The uses of euphemism

George Orwell wrote of the tendency whereby "political language has to consist largely of euphemism, question-begging and sheer cloudy vagueness". As we're on the subject of the Socialist Workers' Party - a modern instance of a minority Marxist tendency to cross over to the unabashedly racist politics of the far-Right - I can give a predictable example from this week's edition of the party's newspaper. One Mike Haynes writes about the playwright Maxim Gorky, and concludes:

Gorky did not see that the poverty forced on Russia’s masses by Stalin undercut any real possibility of change. In 1932 Stalin invited him back again [from exile in Italy]. He returned to Russia for the last time. Now the regime was able to use him as a propaganda weapon. In private Gorky’s doubts began to grow, but by then it was too late. He was trapped intellectually and politically.

Gorky really is a substantial figure of European literature. His autobiographical writings, his play The Lower Depths and his novel Mother are in particular outstanding works. But that doesn't mean it's legitimate to bury Gorky's political record in evasions of his culpability as a propagandist for Stalin.

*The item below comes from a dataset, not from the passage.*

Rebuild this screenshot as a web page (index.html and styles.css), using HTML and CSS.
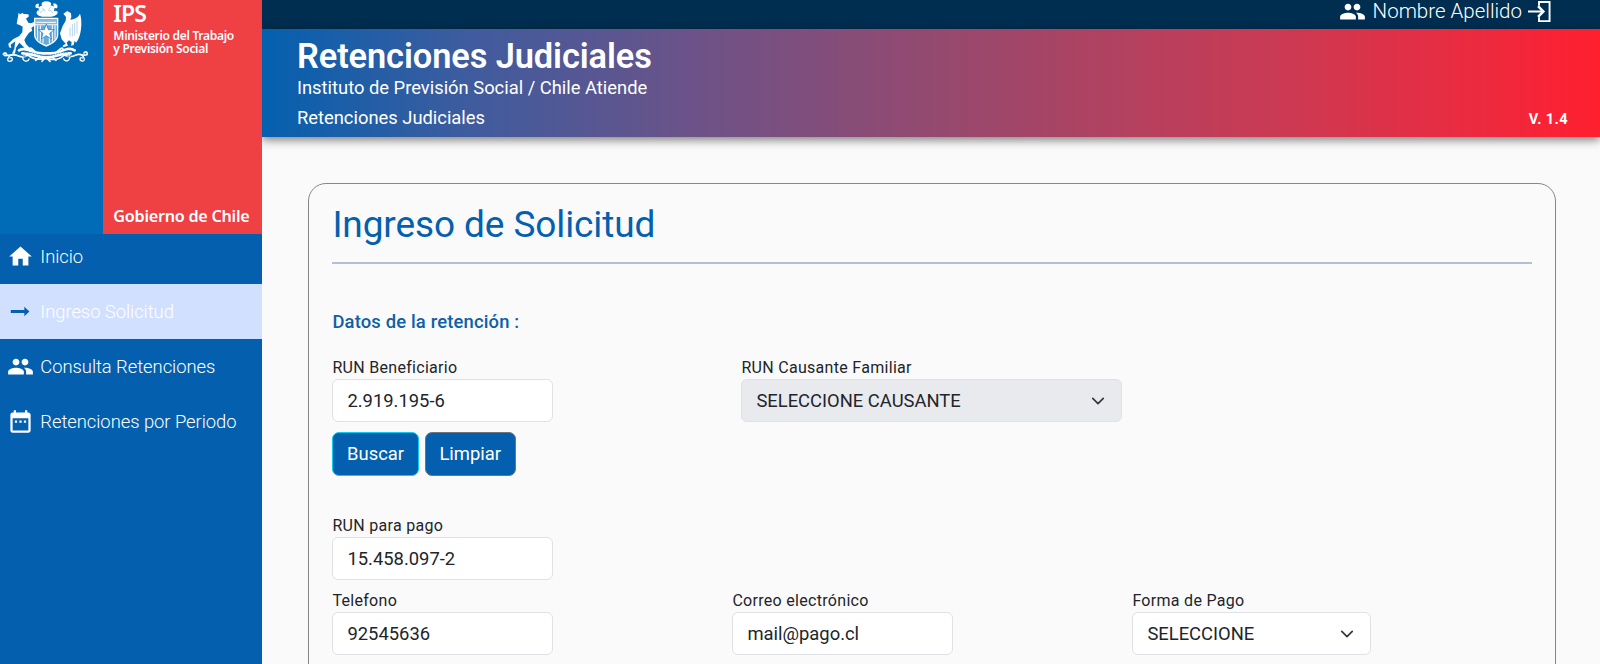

I'd recommend in this context a book called Making History for Stalin: The Story of the Belomor Canal, 1998, by Cynthia A. Ruder. Belomor was the abbreviated name for the Baltic-White Sea Canal. It was a garguantuan, brutal and - as it turned out - almost entirely useless project of Stalin's that was begun in 1930 and built by slave-labour. Ruder's book gives not only the history of this grotesque project but an account of the literary works written to celebrate it. She remarks (p. xi): "Foremost among these is The History of the Construction of Stalin White Sea-Baltic Canal, a volume notorious in the annals of Russian literary history...." Gorky was one of three editors of this book, which, astonishngly, celebrated Belomor as a humanitarian achievement. In his outstanding biography Stalin: The Court of the Red Tsar (2003, p. 106), Simon Sebag Montefiore records that of 170,000 workers who began construction of the canal, 25,000 died within the first 18 months.

Those who were "trapped" in this hell-on-earth were the slave-labourers hacking out solid rock. But if you're hacking out an article for Socialist Worker, your sympathies are liable to be otherwise engaged.